To Be Young and in Love and Stranded in the Snow

"Córdoba" by Stuart Dybek, recommended by Electric Literature

person walking in snow

Introduction by Alyssa Songsiridej

Back in the relative innocence of October 2016, I saw the author Stuart Dybek read in a large, churchlike building on the campus of a small liberal arts college. The story he read was this one, “Cordoba,” and made such an impression on me that many years later I can still remember the feeling of hushed anticipation, the thrill of early adulthood and snow.  

In hindsight, an imitation sanctuary full of undergraduates was the perfect place to hear an author skilled at capturing the temporary awe of youth. “Cordoba” is a tight, gemlike story taking place over a single night. The unnamed Lorca-loving narrator has been busy “studying” for a Spanish test with his girlfriend, Lise, and the twenty-year-olds are so absorbed in each other that they’ve failed to notice the raging Chicago blizzard outside. Lise’s mother sends the narrator out to catch a bus, which is definitely no longer running, and he heads into the storm armed only with Lise’s heavily perfumed scarf, an item of clothing that will turn out to play an important role.

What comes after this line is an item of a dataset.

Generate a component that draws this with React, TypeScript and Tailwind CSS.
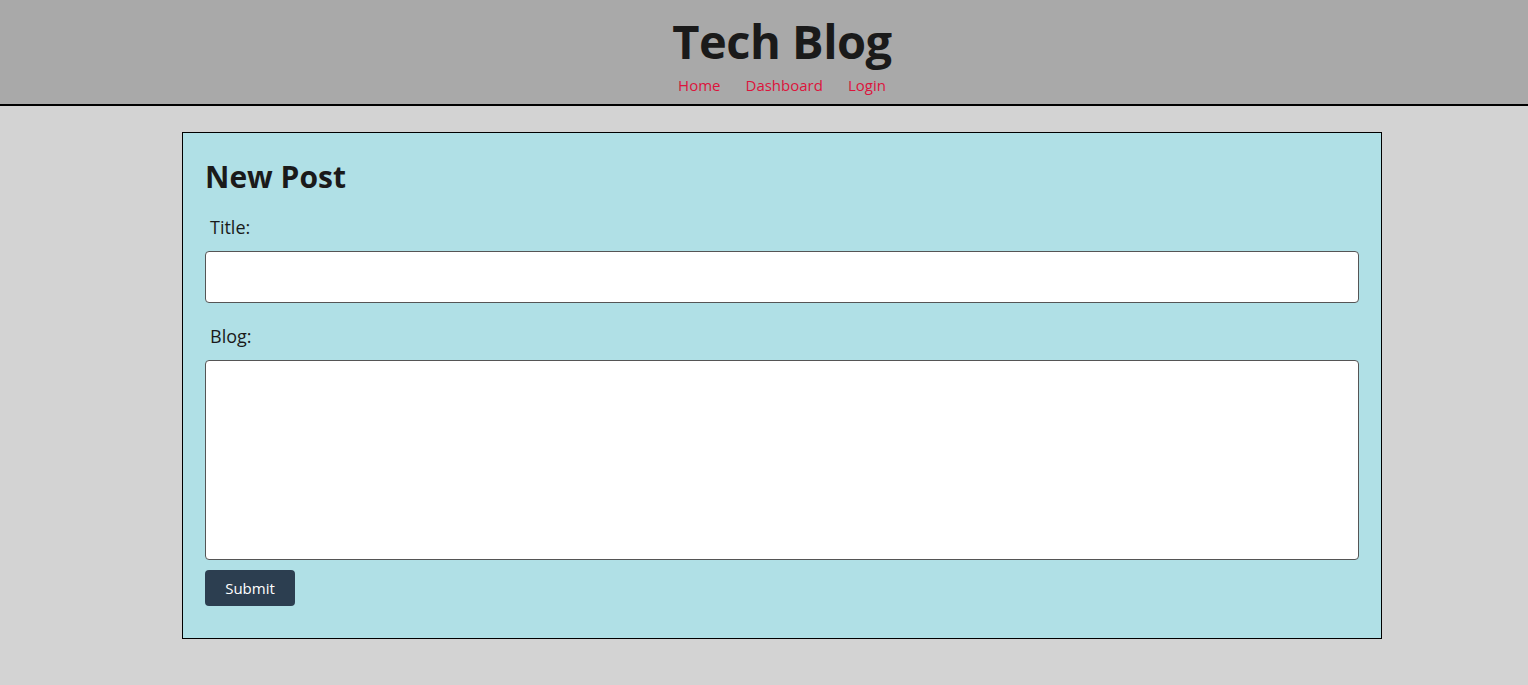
export default function App() {
  return (
    <div
      className="min-h-screen bg-[#d3d3d3] text-[#1a1a1a]"
      style={{ fontFamily: '"Open Sans", "Noto Sans", sans-serif' }}
    >
      {/* HEADER */}
      <header className="h-[106px] bg-[#a9a9a9] border-b-2 border-black pl-[36px]">
        <div className="flex flex-col items-center">
          <h1 className="text-[47px] font-bold leading-none mt-[18px] tracking-[-0.5px]">
            Tech Blog
          </h1>
          <nav className="flex gap-[25px] mt-[13px] text-[15px] leading-none text-[#dc143c]">
            <a href="#">Home</a>
            <a href="#">Dashboard</a>
            <a href="#">Login</a>
          </nav>
        </div>
      </header>

      {/* FORM */}
      <main className="pl-[36px] pt-[26px] pb-[46px]">
        <section className="mx-auto w-[1200px] bg-[#b0e0e6] border border-black px-[22px] pt-[29px] pb-[32px]">
          <h2 className="text-[30px] font-bold leading-none">New Post</h2>
          <form className="mt-[26px] flex flex-col">
            <label className="ml-[5px] text-[18px] leading-none">Title:</label>
            <input
              type="text"
              className="mt-[15px] h-[52px] w-full bg-white border border-[#555] rounded-[4px]"
            />
            <label className="ml-[5px] mt-[24px] text-[18px] leading-none">Blog:</label>
            <textarea className="mt-[15px] h-[200px] w-full bg-white border border-[#555] rounded-[4px] resize-none" />
            <div className="mt-[10px]">
              <button
                type="button"
                className="h-[36px] w-[90px] bg-[#2c3e50] text-white text-[15px] rounded-[4px]"
              >
                Submit
              </button>
            </div>
          </form>
        </section>
      </main>
    </div>
  );
}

What follows is a kind of snowy urban odyssey through small, surprising worlds–a bar full of Chicago Bears, large men who add an affectionate “-bo” to each other’s names, and a driver toting a woman’s kiss and phone number on a torn slip of paper, high on what he thinks is his lucky night. And there’s real danger, too—the extreme Midwestern cold, “zero to the bone, and a handgun in a glove compartment. But though each scene has a heightened intensity, there is also the invincible feeling of youth, the certainty that the young man will get through the night. 

Dybek’s writing has the old-fashioned feeling of a beloved vintage coat, the short scenes shaded with the pre-nostalgia of adolescence tipping into adulthood. Everything is a bit bigger, a bit louder, turning what a thirty-something would experience as an annoying snow-addled commute into an incredible adventure. Nothing feels quite as vivid or large as the memories made when you are twenty years old, and the fact that the excitement is so transitory is what gives such moments meaning in the first place.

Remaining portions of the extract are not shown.